Saturday, January 2, 2010

Snits, feuds, huffs and sulks

This isn't a New Year's resolution. Those have never worked to my satisfaction. Quite the opposite, as they gave me something else to feel was left uncompleted. This is more of a - until I think of something else to call it - grown-up realization. How much of our lives have we wasted having hurt feelings?

With a commitment to painful self-monitoring, I have set the intention of letting go of the inadvertent (or intentional) perceived slights that we all encounter regularly. I don't want to be a baby. Feuds baffle me, snits and silences - and huffs - don't factor into my life view. Time is short. Energy is very likely finite. Our wits may be gone at any moment, and so may we. Let's say there are only two choices: harmony or disharmony. One nourishes the spirit, keeps the heart younger and healthier and the other puts stress on all our organs and systems and kicks our auto-immune response around the block. Not to say messes with our sleep and digestion.

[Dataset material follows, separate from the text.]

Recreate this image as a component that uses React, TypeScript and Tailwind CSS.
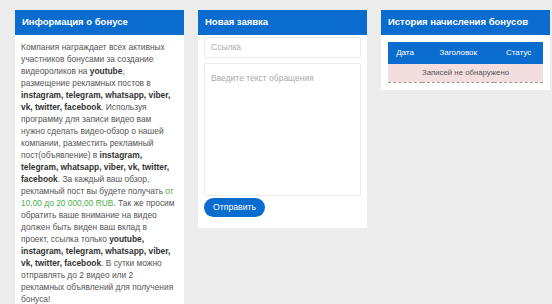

But more importantly, choosing to live disharmoniously through small-mindedness, self-involvement, the false notion that we are somehow the center of the known universe, unmet childish needs or the simple greed of always wanting more than anyone else, creates a ripple of unhappiness that spreads among the people we know, people we care about. It takes us away from living in contentment, not so very easily found to begin with and something to be protected and treasured. Two sources in my life introduced me to the phrase "butt-hurt" within the past 12 months. I swear I'd never heard it before but look around and you'll notice that it has reached epidemic proportions. And I get to talk about this because I'm telling on myself here as one who desires to end unattractive behavior. If someone doesn't call me back, I trust they have a reason. A disparaging remark about something I feel is important is not worth a confrontation and not worth the energy it takes to mope around feeling out of sorts. We each see from our own perspective but are capable of a generosity of spirit which honors another point of view. It isn't necessary to agree; it is greatly helpful to make room for other ways of being, doing, thinking or saying.

In my first job I worked with a woman who was born in the Netherlands and who had a phrase much like our "make a mountain out of a molehill" but to my imagination, much more vivid. It was, as she said it, "To make from a fly an elephant." I wish for myself and for everyone I know that we let the small stuff go, that we let go of any need for an extra helping of attention, the creepy-feeling need to make someone else feel less-than by making our response to their...whatever...so distruptive and so big. We all get it wrong, oh, pretty much every day, say things we wish we hadn't to people we love and just trip over ourselves like in those nightmares about a junior high dance. Not everyone is going to love us, there may be some who cannot even tolerate us. We will survive it.

I may call this posting back, edit it into oblivion, find a better way of saying what I mean since I believe we all possess the desire to be understood. As universal as the feeling may be, the realization of it is illusive. Some people will undersand us somewhat, a few, perhaps, a bit more, many, not at all and what does it matter? I assume that mostly we do our best...if we had better we would have brought that to the picnic and tomorrow we just may HAVE better, but for now, this is it, for me and for you. Even though it makes me go "ewwww," it really is time to grow up. There are some things that just don't look good after about the age of 14.

1 comment:

Erin in Morro Bay said...

Synchronicity! My word for the year(what I do instead of resolutions) is harmony. I agree with you whole-heartedly, life is way too short to spend any of it disgruntled.